Rules of Engagement in Penetration Testing

Rules of engagement (ROE) in penetration testing define the contractual, technical, and legal boundaries within which an authorized security assessment must operate. These documents govern what testers may do, which systems are in scope, what techniques are permitted, and what procedures apply when a critical finding is discovered mid-engagement. Without a formally executed ROE, any offensive security activity — regardless of intent — risks crossing into unauthorized computer access under statutes including the Computer Fraud and Abuse Act (18 U.S.C. § 1030).


Definition and scope

Rules of engagement constitute the operational charter of a penetration test. They are distinct from the broader statement of work or master services agreement, though the three documents are typically executed together. Where the statement of work defines deliverables and timelines, and the master services agreement governs commercial terms, the ROE document specifies the precise operational permissions granted to the testing team.
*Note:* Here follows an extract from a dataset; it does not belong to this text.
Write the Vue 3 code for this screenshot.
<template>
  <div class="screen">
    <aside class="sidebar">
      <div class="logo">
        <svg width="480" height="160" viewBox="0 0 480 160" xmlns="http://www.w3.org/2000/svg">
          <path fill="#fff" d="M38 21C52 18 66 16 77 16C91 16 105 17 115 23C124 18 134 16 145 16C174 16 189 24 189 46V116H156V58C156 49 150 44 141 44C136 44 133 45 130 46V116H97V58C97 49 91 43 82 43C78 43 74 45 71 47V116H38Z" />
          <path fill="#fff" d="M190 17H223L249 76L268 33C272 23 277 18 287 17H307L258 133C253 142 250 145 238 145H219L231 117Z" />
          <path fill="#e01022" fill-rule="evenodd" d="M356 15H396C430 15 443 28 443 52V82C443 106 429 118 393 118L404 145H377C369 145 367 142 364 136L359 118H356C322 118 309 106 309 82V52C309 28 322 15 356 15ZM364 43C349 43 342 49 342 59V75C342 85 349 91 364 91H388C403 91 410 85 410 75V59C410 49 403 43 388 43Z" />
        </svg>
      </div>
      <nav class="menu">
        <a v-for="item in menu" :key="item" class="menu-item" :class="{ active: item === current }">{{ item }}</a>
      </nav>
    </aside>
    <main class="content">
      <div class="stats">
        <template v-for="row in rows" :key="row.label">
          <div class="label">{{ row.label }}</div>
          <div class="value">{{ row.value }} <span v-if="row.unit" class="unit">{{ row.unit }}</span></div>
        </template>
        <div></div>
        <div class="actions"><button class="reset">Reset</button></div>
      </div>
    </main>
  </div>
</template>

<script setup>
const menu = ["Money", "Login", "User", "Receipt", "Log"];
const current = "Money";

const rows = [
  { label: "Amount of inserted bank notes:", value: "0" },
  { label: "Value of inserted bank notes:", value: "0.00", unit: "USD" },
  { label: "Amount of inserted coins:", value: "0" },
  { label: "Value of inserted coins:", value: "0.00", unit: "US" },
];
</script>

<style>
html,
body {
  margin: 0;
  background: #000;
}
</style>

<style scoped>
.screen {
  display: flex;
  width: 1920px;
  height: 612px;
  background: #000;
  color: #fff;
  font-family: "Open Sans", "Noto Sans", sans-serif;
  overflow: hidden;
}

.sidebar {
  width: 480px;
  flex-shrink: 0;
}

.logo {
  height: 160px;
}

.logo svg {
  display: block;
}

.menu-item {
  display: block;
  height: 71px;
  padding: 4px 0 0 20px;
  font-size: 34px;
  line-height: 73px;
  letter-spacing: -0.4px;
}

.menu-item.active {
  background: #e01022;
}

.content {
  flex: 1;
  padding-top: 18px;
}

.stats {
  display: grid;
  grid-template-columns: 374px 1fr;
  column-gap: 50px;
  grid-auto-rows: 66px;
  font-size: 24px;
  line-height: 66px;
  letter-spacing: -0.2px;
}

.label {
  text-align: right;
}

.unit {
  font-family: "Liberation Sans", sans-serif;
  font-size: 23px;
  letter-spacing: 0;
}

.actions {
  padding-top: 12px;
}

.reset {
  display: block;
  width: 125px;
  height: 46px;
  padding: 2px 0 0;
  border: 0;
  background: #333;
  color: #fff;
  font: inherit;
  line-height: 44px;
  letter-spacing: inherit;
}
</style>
NIST SP 800-115, Technical Guide to Information Security Testing and Assessment, published by the National Institute of Standards and Technology, identifies planning and authorization as foundational prerequisites for any security testing engagement. The document frames authorization as a formal agreement that must identify the assessment boundaries, the individuals with authority to authorize the test, and the constraints on testing methods — all core elements of an ROE.
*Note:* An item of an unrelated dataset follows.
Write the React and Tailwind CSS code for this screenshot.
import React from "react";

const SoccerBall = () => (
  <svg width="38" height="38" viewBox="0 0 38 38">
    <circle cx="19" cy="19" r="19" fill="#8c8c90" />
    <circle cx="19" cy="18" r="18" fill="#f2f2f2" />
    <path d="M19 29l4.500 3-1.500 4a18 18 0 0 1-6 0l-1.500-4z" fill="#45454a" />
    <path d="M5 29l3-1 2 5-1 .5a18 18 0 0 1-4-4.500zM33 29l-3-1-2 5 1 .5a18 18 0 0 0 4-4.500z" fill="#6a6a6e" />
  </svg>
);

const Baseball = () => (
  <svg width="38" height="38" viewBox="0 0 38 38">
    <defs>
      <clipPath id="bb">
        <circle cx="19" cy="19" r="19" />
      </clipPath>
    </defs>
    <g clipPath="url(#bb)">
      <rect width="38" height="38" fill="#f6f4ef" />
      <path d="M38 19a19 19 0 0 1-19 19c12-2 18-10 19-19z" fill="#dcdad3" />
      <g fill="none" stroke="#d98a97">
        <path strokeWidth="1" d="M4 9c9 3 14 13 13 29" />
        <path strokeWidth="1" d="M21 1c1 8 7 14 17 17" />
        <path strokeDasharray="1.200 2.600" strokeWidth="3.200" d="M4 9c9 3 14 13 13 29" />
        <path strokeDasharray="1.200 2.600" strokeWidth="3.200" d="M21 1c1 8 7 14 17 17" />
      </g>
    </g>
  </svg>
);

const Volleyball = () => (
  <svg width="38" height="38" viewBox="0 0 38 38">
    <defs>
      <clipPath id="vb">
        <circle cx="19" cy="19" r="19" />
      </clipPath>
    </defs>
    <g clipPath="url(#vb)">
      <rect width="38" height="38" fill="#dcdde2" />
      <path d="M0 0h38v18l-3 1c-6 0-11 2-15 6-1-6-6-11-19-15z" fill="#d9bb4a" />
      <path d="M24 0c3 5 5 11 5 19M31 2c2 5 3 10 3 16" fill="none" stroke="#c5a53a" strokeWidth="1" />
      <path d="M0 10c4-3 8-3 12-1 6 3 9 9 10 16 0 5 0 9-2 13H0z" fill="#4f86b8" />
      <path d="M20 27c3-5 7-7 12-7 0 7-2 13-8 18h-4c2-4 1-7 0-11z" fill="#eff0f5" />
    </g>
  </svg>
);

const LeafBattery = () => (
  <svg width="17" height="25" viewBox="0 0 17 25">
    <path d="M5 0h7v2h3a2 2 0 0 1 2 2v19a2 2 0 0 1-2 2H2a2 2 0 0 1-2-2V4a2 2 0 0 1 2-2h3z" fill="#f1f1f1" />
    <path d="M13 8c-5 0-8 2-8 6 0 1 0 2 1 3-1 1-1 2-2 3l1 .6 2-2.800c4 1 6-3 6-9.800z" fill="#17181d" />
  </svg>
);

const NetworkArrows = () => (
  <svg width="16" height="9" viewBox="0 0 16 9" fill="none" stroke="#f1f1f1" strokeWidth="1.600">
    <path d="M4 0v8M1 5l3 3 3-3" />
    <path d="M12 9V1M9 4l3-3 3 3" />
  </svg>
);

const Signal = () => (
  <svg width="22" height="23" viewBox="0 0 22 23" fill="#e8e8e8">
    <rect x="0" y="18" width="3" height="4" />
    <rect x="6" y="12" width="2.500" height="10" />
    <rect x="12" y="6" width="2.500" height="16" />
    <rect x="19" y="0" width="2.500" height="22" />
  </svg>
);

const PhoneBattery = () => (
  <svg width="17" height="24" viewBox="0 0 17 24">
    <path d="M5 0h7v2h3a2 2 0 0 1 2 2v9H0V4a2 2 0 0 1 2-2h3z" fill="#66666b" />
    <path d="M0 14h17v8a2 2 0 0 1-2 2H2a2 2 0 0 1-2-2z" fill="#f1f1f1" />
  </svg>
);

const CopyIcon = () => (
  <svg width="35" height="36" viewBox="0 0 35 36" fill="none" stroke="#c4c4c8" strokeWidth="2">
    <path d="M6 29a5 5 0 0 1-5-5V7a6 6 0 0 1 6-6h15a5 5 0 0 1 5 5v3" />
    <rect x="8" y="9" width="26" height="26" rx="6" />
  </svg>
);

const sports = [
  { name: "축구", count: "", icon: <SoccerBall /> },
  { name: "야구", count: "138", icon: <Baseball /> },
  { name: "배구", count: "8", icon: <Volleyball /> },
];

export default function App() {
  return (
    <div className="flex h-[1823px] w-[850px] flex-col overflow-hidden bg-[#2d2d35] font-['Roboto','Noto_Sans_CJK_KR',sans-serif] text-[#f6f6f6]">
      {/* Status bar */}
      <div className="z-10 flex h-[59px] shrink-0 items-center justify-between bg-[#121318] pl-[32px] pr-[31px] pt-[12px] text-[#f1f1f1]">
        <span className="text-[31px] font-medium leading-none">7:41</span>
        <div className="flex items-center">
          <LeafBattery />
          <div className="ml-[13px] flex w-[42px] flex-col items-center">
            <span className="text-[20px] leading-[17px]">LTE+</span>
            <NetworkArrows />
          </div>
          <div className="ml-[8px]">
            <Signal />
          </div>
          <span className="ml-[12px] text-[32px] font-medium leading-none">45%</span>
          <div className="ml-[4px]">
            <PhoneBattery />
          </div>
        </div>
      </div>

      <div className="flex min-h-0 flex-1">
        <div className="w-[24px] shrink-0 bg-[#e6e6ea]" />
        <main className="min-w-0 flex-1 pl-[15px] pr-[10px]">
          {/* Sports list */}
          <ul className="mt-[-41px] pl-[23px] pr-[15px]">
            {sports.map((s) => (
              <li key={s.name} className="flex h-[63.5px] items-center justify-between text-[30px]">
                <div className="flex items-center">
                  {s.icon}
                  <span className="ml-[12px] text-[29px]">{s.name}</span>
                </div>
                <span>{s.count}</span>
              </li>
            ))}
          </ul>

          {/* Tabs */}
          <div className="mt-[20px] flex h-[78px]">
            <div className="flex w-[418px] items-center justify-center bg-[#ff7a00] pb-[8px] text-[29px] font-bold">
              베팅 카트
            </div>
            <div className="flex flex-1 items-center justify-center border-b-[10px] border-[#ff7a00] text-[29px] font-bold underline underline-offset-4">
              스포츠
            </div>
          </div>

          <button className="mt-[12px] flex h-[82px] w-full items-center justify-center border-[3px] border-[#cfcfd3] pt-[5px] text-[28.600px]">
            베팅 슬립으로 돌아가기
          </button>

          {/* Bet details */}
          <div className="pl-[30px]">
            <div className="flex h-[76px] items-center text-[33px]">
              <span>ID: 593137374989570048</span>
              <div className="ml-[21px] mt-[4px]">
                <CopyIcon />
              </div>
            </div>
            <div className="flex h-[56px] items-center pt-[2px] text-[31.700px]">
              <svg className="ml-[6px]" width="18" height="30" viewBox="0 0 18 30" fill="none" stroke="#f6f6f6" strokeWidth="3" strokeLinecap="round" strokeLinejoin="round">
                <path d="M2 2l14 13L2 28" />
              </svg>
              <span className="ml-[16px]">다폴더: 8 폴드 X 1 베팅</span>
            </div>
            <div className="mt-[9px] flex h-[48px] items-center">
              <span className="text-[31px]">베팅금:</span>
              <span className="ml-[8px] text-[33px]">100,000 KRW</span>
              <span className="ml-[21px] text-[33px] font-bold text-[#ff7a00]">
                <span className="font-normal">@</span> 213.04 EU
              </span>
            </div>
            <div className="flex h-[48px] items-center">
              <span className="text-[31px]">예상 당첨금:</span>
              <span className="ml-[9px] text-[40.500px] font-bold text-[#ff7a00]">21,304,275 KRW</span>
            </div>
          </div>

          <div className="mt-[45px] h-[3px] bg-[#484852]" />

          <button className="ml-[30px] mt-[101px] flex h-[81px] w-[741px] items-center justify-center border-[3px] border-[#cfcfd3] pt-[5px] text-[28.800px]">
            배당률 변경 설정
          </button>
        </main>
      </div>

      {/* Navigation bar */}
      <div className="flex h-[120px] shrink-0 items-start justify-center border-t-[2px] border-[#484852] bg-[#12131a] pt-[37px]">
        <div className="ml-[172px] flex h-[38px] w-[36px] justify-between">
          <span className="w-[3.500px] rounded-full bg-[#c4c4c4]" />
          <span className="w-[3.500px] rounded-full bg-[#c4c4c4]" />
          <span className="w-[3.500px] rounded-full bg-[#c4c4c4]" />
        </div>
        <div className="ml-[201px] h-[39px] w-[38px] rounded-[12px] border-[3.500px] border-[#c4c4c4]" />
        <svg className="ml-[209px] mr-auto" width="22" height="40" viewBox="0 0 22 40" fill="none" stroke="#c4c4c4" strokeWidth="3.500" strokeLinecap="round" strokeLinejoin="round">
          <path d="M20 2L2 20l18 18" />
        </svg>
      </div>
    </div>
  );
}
The scope of an ROE can extend across network infrastructure, web applications, physical access controls, social engineering vectors, and cloud environments. Scope boundaries also define what is explicitly excluded — third-party systems, production databases containing live customer records, or specific IP ranges belonging to shared hosting providers. Exclusions carry equal legal weight as inclusions. Testers operating on penetration-testing-providers in regulated industries must account for sector-specific constraints imposed by frameworks such as PCI DSS (Payment Card Industry Data Security Standard, Requirement 11.4) and HIPAA (45 C.F.R. § 164.306), which set baseline expectations for the depth and frequency of testing.


How it works

A formally structured ROE is developed during pre-engagement and must be signed by an authorized representative of the target organization — not merely an IT contact — before any testing begins. The development process follows a defined sequence:

  1. Scoping call and asset inventory — The client organization identifies all in-scope assets, including IP ranges, domain names, application URLs, and physical locations.
  2. Authorization chain verification — The testing firm confirms that the signatory has legal authority to authorize testing, particularly for cloud-hosted assets where the infrastructure owner (e.g., an IaaS provider) may impose separate usage policies.
  3. Technique classification — Permitted methods are enumerated. Commonly, ROE documents distinguish between passive reconnaissance, active scanning, exploitation, and post-exploitation lateral movement — each tier requiring explicit approval.
  4. Emergency stop procedures — A named emergency contact and a defined escalation path are established. If a tester discovers active compromise by a third party or causes unintended service disruption, these procedures govern immediate notification and activity suspension.
  5. Data handling protocols — Rules governing the retention, encryption, and destruction of any sensitive data encountered or extracted during the engagement are codified.
  6. Reporting timelines and distribution — The ROE specifies who receives the final report, whether findings may be shared with third parties, and the retention period for raw testing artifacts.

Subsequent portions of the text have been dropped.